Monday, Sep. 15, 1997
THREE L.A. COPS, ONE PHILIP MARLOWE
By RICHARD SCHICKEL
Try to imagine this: a mainstream American movie, rife with violent and often murderous behavior, yet so densely plotted, so richly peopled, that you can't summarize it in a sentence. Or a paragraph. Or several of them. Imagine, as well, a film set in the exotic past--Los Angeles in the noirish '50s--that tends to make the mass audience skittish. And imagine too a cast of terrific actors that lacks the reassuring presence of a megastar who can, as they say, open a picture.
Now try to imagine the pitch meeting for this project. Or the nervous marketing meetings that follow. Better still, imagine yourself at the earliest possible showing of L.A. Confidential, watching alchemist-director Curtis Hanson (who shares screenwriting credit with Brian Helgeland) turn pulpmeister James Ellroy's brutal, bustling novel into something like cinematic gold.

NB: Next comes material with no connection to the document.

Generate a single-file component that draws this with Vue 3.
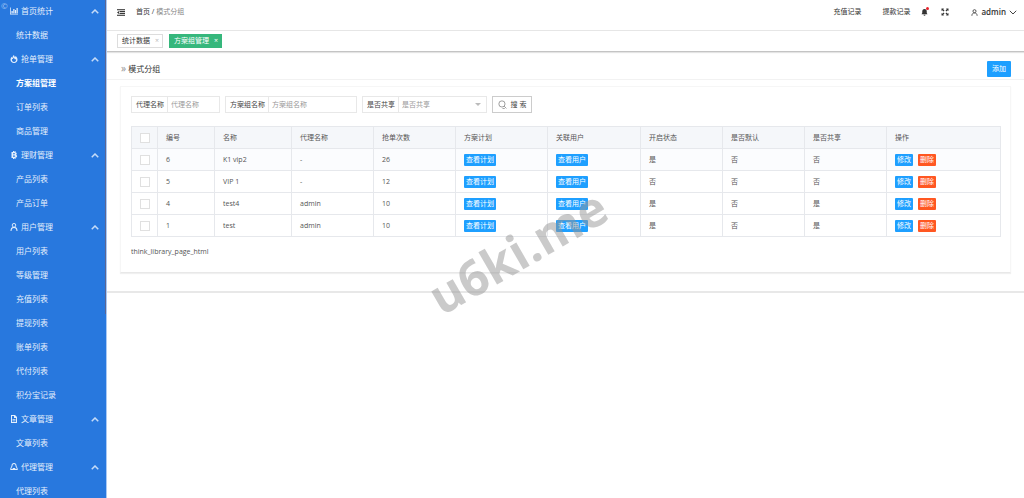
<template>
  <div class="layout">
    <aside class="sidebar">
      <span class="logo">©</span>
      <nav class="menu">
        <div v-for="group in menus" :key="group.title" class="menu-group">
          <button type="button" class="menu-head">
            <svg class="menu-icon" viewBox="0 0 16 16">
              <path :d="group.icon" fill-rule="evenodd" />
            </svg>
            <span>{{ group.title }}</span>
            <svg class="menu-arrow" viewBox="0 0 16 10">
              <path d="M1.5 8.5L8 2l6.5 6.5" />
            </svg>
          </button>
          <a
            v-for="item in group.items"
            :key="item"
            href="#"
            class="menu-item"
            :class="{ active: item === activeMenu }"
            >{{ item }}</a
          >
        </div>
      </nav>
      <div class="scroll-thumb"></div>
    </aside>

    <div class="body">
      <header class="header">
        <button type="button" class="icon-btn" aria-label="菜单">
          <svg class="fold-icon" viewBox="0 0 16 14">
            <path d="M0 1.5h16M5 5.2h11M5 8.8h11M0 12.5h16" />
            <path class="solid" d="M4 4L0 7l4 3z" />
          </svg>
        </button>
        <div class="breadcrumb">
          <a href="#">首页</a> / <span>模式分组</span>
        </div>
        <div class="header-right">
          <a href="#" class="record">充值记录</a>
          <a href="#" class="record">提款记录</a>
          <button type="button" class="icon-btn bell" aria-label="通知">
            <svg viewBox="0 0 16 16">
              <path d="M7 2c-3 0-4.5 2-4.5 5v3L1 12.5h12L11.500 10V7C11.500 4 10 2 7 2zM5 13.500h4a2 2 0 0 1-4 0z" />
            </svg>
            <i class="dot"></i>
          </button>
          <button type="button" class="icon-btn full" aria-label="全屏">
            <svg viewBox="0 0 16 16">
              <path d="M1 1h5L4.500 2.500l2.500 2.500-2 2L2.500 4.500 1 6zM15 1v5l-1.500-1.500L11 7 9 5l2.500-2.500L10 1zM1 15v-5l1.500 1.500L5 9l2 2-2.500 2.500L6 15zM15 15h-5l1.500-1.500L9 11l2-2 2.500 2.500L15 10z" />
            </svg>
          </button>
          <button type="button" class="account">
            <svg class="user-icon" viewBox="0 0 16 16">
              <circle cx="8" cy="5" r="3.500" />
              <path d="M2 15.500c0-4 2-6.500 6-6.500s6 2.500 6 6.500" />
            </svg>
            <span>admin</span>
            <svg class="down-icon" viewBox="0 0 16 10">
              <path d="M1.500 1.500L8 8l6.500-6.500" />
            </svg>
          </button>
        </div>
      </header>

      <div class="tabs">
        <button type="button" class="tab">统计数据 <span class="close">×</span></button>
        <button type="button" class="tab active">方案组管理 <span class="close">×</span></button>
      </div>

      <main class="page">
        <div class="page-title">
          <h1><span class="quote">»</span> 模式分组</h1>
          <button type="button" class="btn-add">添加</button>
        </div>

        <div class="card">
          <form class="search" @submit.prevent>
            <div class="field">
              <label for="agent">代理名称</label>
              <input id="agent" class="agent" type="text" placeholder="代理名称" />
            </div>
            <div class="field">
              <label for="plan">方案组名称</label>
              <input id="plan" class="plan" type="text" placeholder="方案组名称" />
            </div>
            <div class="field">
              <label for="share">是否共享</label>
              <div class="select-wrap">
                <select id="share" v-model="share">
                  <option value="">是否共享</option>
                  <option value="1">是</option>
                  <option value="0">否</option>
                </select>
                <i class="caret"></i>
              </div>
            </div>
            <button type="submit" class="btn-search">
              <svg viewBox="0 0 16 16">
                <circle cx="7" cy="7" r="5.500" />
                <path d="M11 11l4 4M8 15h4" />
              </svg>
              <span>搜 索</span>
            </button>
          </form>

          <table class="table">
            <colgroup>
              <col v-for="(w, i) in widths" :key="i" :style="{ width: w + 'px' }" />
            </colgroup>
            <thead>
              <tr>
                <th class="check"><input type="checkbox" aria-label="全选" /></th>
                <th v-for="c in columns" :key="c">{{ c }}</th>
              </tr>
            </thead>
            <tbody>
              <tr v-for="(row, i) in rows" :key="row.id" :class="{ hover: i === 0 }">
                <td class="check"><input type="checkbox" :aria-label="row.name" /></td>
                <td>{{ row.id }}</td>
                <td>{{ row.name }}</td>
                <td>{{ row.agent }}</td>
                <td>{{ row.count }}</td>
                <td><button type="button" class="btn">查看计划</button></td>
                <td><button type="button" class="btn">查看用户</button></td>
                <td>{{ row.open }}</td>
                <td>{{ row.isDefault }}</td>
                <td>{{ row.share }}</td>
                <td>
                  <div class="actions">
                    <button type="button" class="btn">修改</button>
                    <button type="button" class="btn danger">删除</button>
                  </div>
                </td>
              </tr>
            </tbody>
          </table>
          <p class="pager">think_library_page_html</p>
        </div>
      </main>
    </div>

    <div class="watermark">u6ki.me</div>
  </div>
</template>

<script setup>
import { ref } from 'vue';

const activeMenu = ref('方案组管理');
const share = ref('');

const icons = {
  chart: 'M0 1h1.500v12.500H16V15H0zM3 8h2.500v4.500H3zM6.500 4H9v8.500H6.500zM10 6h2v6.500h-2zM13 2h2.500v10.500H13z',
  fire: 'M8 0c1 2 0 3 2 4 1-1 1-2 1-2 3 2 4 5 4 7.500C15 13 12 16 8 16s-7-3-7-6.500C1 7 2 5 4 3.500c0 1 0 2 1 2.500C5 3 6 1 8 0zM4 8c-1 3 1 6 4 6s5-3 4-6c-1 1-2 1-3 0L8 5C6 7 6 9 4 8z',
  coin: 'M3 2h3V0h2v2h1V0h2v2.500c3 .5 3.500 4 1 5 3.500 1 3 5.500-1 6V16H9v-2H8v2H6v-2H3zM6 4.500v2h3c1.500 0 1.500-2 0-2zM6 9v2.500h3c2 0 2-2.500 0-2.500z',
  user: 'M8 0a4.500 4.500 0 0 1 2.500 8.200C13.500 9 15 12 15 16h-2c0-4-2-6-5-6s-5 2-5 6H1c0-4 1.500-7 4.500-7.800A4.500 4.500 0 0 1 8 0zM8 2a2.700 2.700 0 1 0 0 5.400A2.700 2.700 0 0 0 8 2z',
  doc: 'M2 0h8l4 4v12H2zM4 2v12h8V6H8V2zM5 8h6v1.500H5zM5 11h6v1.500H5z',
  agent: 'M8 0c3 0 5 2 5 5.500 0 2 3 4 2.500 8.500H.5C0 9.500 3 7.500 3 5.500 3 2 5 0 8 0zM8 2C6 2 5 3.500 5 5.500 5 8 2.500 9 2.500 12H5l1-2h4l1 2h2.500c0-3-2.500-4-2.500-6.500C11 3.500 10 2 8 2z',
};

const menus = ref([
  { title: '首页统计', icon: icons.chart, items: ['统计数据'] },
  { title: '抢单管理', icon: icons.fire, items: ['方案组管理', '订单列表', '商品管理'] },
  { title: '理财管理', icon: icons.coin, items: ['产品列表', '产品订单'] },
  {
    title: '用户管理',
    icon: icons.user,
    items: ['用户列表', '等级管理', '充值列表', '提现列表', '账单列表', '代付列表', '积分宝记录'],
  },
  { title: '文章管理', icon: icons.doc, items: ['文章列表'] },
  { title: '代理管理', icon: icons.agent, items: ['代理列表'] },
]);

const columns = ['编号', '名称', '代理名称', '抢单次数', '方案计划', '关联用户', '开启状态', '是否默认', '是否共享', '操作'];
const widths = [26, 57, 77, 82, 82, 92, 93, 82, 82, 82, 114];

const rows = ref([
  { id: 6, name: 'K1 vip2', agent: '-', count: 26, open: '是', isDefault: '否', share: '否' },
  { id: 5, name: 'VIP 1', agent: '-', count: 12, open: '否', isDefault: '否', share: '否' },
  { id: 4, name: 'test4', agent: 'admin', count: 10, open: '是', isDefault: '否', share: '是' },
  { id: 1, name: 'test', agent: 'admin', count: 10, open: '是', isDefault: '否', share: '是' },
]);
</script>

<style>
body {
  overflow: hidden;
  background: #fff;
}
</style>

<style scoped>
.layout {
  position: relative;
  display: flex;
  height: 100vh;
  overflow: hidden;
  font-family: 'Open Sans', 'Noto Sans CJK SC', sans-serif;
  font-size: 7px;
  line-height: 12px;
  color: #555;
}

.layout * {
  box-sizing: border-box;
}

button,
input,
select {
  font: inherit;
  color: inherit;
  margin: 0;
  padding: 0;
  border: 0;
  background: none;
  border-radius: 0;
}

button {
  cursor: pointer;
}

a {
  color: inherit;
  text-decoration: none;
}

/* 侧边栏 */
.sidebar {
  position: relative;
  flex: 0 0 107px;
  overflow: hidden;
  background: #2878de;
  border-right: 1px solid #a9c9f5;
  color: #e4effc;
  font-size: 8px;
}

.logo {
  position: absolute;
  top: 0;
  left: 1px;
  font-size: 8px;
  color: #a9c9f5;
}

.scroll-thumb {
  position: absolute;
  top: 0;
  right: 0;
  width: 1px;
  height: 63%;
  background: #5a6694;
}

.menu {
  margin-top: -1px;
}

.menu-head {
  display: flex;
  align-items: center;
  gap: 3px;
  width: 100%;
  height: 24px;
  padding: 0 7px 0 10px;
}

.menu-icon {
  width: 8px;
  height: 8px;
  fill: #e4effc;
}

.menu-arrow {
  width: 8px;
  height: 5px;
  margin-left: auto;
  fill: none;
  stroke: #c6dcf8;
  stroke-width: 3;
}

.menu-item {
  display: block;
  height: 24px;
  padding-left: 16px;
  line-height: 24px;
}

.menu-item.active {
  color: #fff;
  font-weight: 700;
}

/* 顶部 */
.body {
  flex: 1;
  min-width: 0;
}

.header {
  display: flex;
  align-items: center;
  height: 31px;
  padding: 0 7px 6px 10px;
  border-bottom: 1px solid #e6e6e6;
  color: #333;
}

.icon-btn {
  display: flex;
  position: relative;
}

.icon-btn svg {
  width: 8px;
  height: 8px;
  fill: #333;
}

.icon-btn .fold-icon {
  height: 7px;
  stroke: #222;
  stroke-width: 2;
}

.fold-icon .solid {
  stroke: none;
}

.breadcrumb {
  margin-left: 11px;
}

.breadcrumb span {
  color: #888;
}

.header-right {
  display: flex;
  align-items: center;
  margin-left: auto;
}

.record {
  margin-right: 21px;
}

.bell {
  margin-left: -10px;
}

.dot {
  position: absolute;
  top: -1px;
  right: 0;
  width: 3px;
  height: 3px;
  border-radius: 50%;
  background: #e8202a;
}

.full {
  margin-left: 12px;
}

.account {
  display: flex;
  align-items: center;
  gap: 3px;
  margin-left: 22px;
  font-size: 8px;
  font-weight: 600;
}

.account svg {
  fill: none;
  stroke: #444;
  stroke-width: 2;
}

.user-icon {
  width: 7px;
  height: 7px;
}

.down-icon {
  width: 8px;
  height: 5px;
}

/* 标签页 */
.tabs {
  display: flex;
  align-items: center;
  gap: 6px;
  height: 21px;
  padding: 0 10px;
  border-bottom: 1px solid #c4c4c4;
  box-shadow: 0 1px 1px #e4e4e4;
}

.tab {
  display: flex;
  align-items: center;
  gap: 5px;
  height: 14px;
  padding: 0 3px 0 4px;
  border: 1px solid #ddd;
  color: #333;
}

.tab .close {
  color: #bbb;
}

.tab.active {
  border-color: #36b77c;
  background: #36b77c;
  color: #fff;
}

.tab.active .close {
  color: #fff;
}

/* 内容 */
.page {
  padding-bottom: 18px;
  border-bottom: 2px solid #e8e8e8;
}

.page-title {
  display: flex;
  align-items: center;
  justify-content: space-between;
  height: 28px;
  margin-bottom: 6px;
  padding: 6px 13px 0 14px;
  border-bottom: 1px solid #f2f2f2;
}

.page-title h1 {
  margin: 0;
  font-size: 8px;
  font-weight: 400;
  color: #333;
}

.quote {
  font-family: 'Noto Sans', sans-serif;
  font-size: 10px;
  color: #999;
}

.btn-add {
  width: 24px;
  height: 16px;
  border-radius: 1px;
  background: #1e9fff;
  color: #fff;
}

.card {
  margin: 0 13px;
  padding: 9px 10px 14px;
  border: 1px solid #f6f6f6;
  border-bottom-color: #e8e8e8;
  box-shadow: 0 1px 1px #f0f0f0;
}

.search {
  display: flex;
  gap: 5px;
  margin-bottom: 13px;
}

.field {
  display: flex;
  height: 17px;
  border: 1px solid #e8e8e8;
}

.field label {
  padding: 0 3px 0 4px;
  line-height: 15px;
  border-right: 1px solid #e8e8e8;
  color: #444;
}

.field input {
  height: 15px;
  padding: 0 3px;
}

.field input::placeholder {
  color: #999;
  opacity: 1;
}

.agent {
  width: 51px;
}

.plan {
  width: 87px;
}

.select-wrap {
  position: relative;
}

.select-wrap select {
  width: 87px;
  height: 15px;
  padding: 0 3px;
  appearance: none;
  color: #999;
}

.caret {
  position: absolute;
  top: 6px;
  right: 5px;
  border: 3px solid transparent;
  border-top-color: #bbb;
  border-bottom: 0;
}

.btn-search {
  display: flex;
  align-items: center;
  justify-content: center;
  gap: 4px;
  width: 40px;
  height: 17px;
  border: 1px solid #ccc;
  color: #444;
}

.btn-search svg {
  width: 9px;
  height: 9px;
  fill: none;
  stroke: #555;
  stroke-width: 1;
}

.table {
  width: 100%;
  table-layout: fixed;
  border-collapse: collapse;
}

.table th,
.table td {
  height: 22px;
  padding: 0 8px;
  border: 1px solid #e6e8ec;
  text-align: left;
  font-weight: 400;
}

.table thead tr {
  background: #f5f7fa;
}

.table .hover {
  background: #fbfcfe;
}

.table input {
  display: block;
  width: 10px;
  height: 10px;
  appearance: none;
  border: 1px solid #e0e0e0;
  background: #fff;
}

.btn {
  display: block;
  height: 12px;
  padding: 0 2px;
  line-height: 12px;
  border-radius: 1px;
  background: #1e9fff;
  color: #fff;
}

.btn.danger {
  background: #ff5722;
}

.actions {
  display: flex;
  gap: 5px;
}

.pager {
  margin: 9px 0 0;
}

/* 水印 */
.watermark {
  position: absolute;
  top: 51%;
  left: 50%;
  padding-left: 12px;
  transform: translate(-50%, -50%) rotate(-30deg);
  font-size: 49px;
  line-height: 52px;
  font-weight: 700;
  color: rgba(150, 150, 150, 0.5);
  pointer-events: none;
}
</style>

To cut to the heart of its intricacy, the film basically follows the misfortunes of three Los Angeles cops as they trace the links among the murder of a corrupt colleague, a pioneer of sleazoid celebrity journalism (Danny DeVito, who brings huge comic relish to the role), a shadowy social climber (David Straithairn), who is enamored of underworld glamour, a call girl (an entrancing Kim Basinger) working for a service whose employees are obliged to imitate movie stars (she's the Veronica Lake look-alike), and, eventually, major players in the Los Angeles law-enforcement hierarchy.
Whew! This is Raymond Chandler's penchant for complex high-low conspiracies writ large. And we haven't even mentioned the police riot, the body decomposing in the basement or the hanging of the D.A. out his office window by his heels in order to elicit information. Nor have we considered the natures of the three lead detectives, who, once they start working in atonal concert, sort of add up to one Philip Marlowe.
This trio includes Jack Vincennes (Kevin Spacey, never more engagingly slippery), who is the technical adviser to a Dragnet-like TV show and is becoming a celebrity in his own right; Bud White (Australian actor Russell Crowe), who's a sweet, plodding sort of guy unless someone visits violence on women, which turns him into a raging brute; and Ed Exley (Guy Pearce, another Aussie), the departmental priss and spoilsport, thoroughly despised by everyone, as moral centers of amoral enterprises should be--until they turn out to have been right all along.
If you have to spend time in a labyrinth, these are the kind of guys to do it with--tough, canny realists who can follow a tangled thread to daylight. Well, hmmm, daylight. There's not much of that in L.A. Confidential. It's a movie of shadows and half lights, the best approximation of the old black-and-white noir look anyone has yet managed on color stock. But it's no idle exercise in style. The film's look suggests how deep the tradition of police corruption runs. And that, paradoxically, makes it as outrageous (and outraging) as tomorrow's headlines will surely be.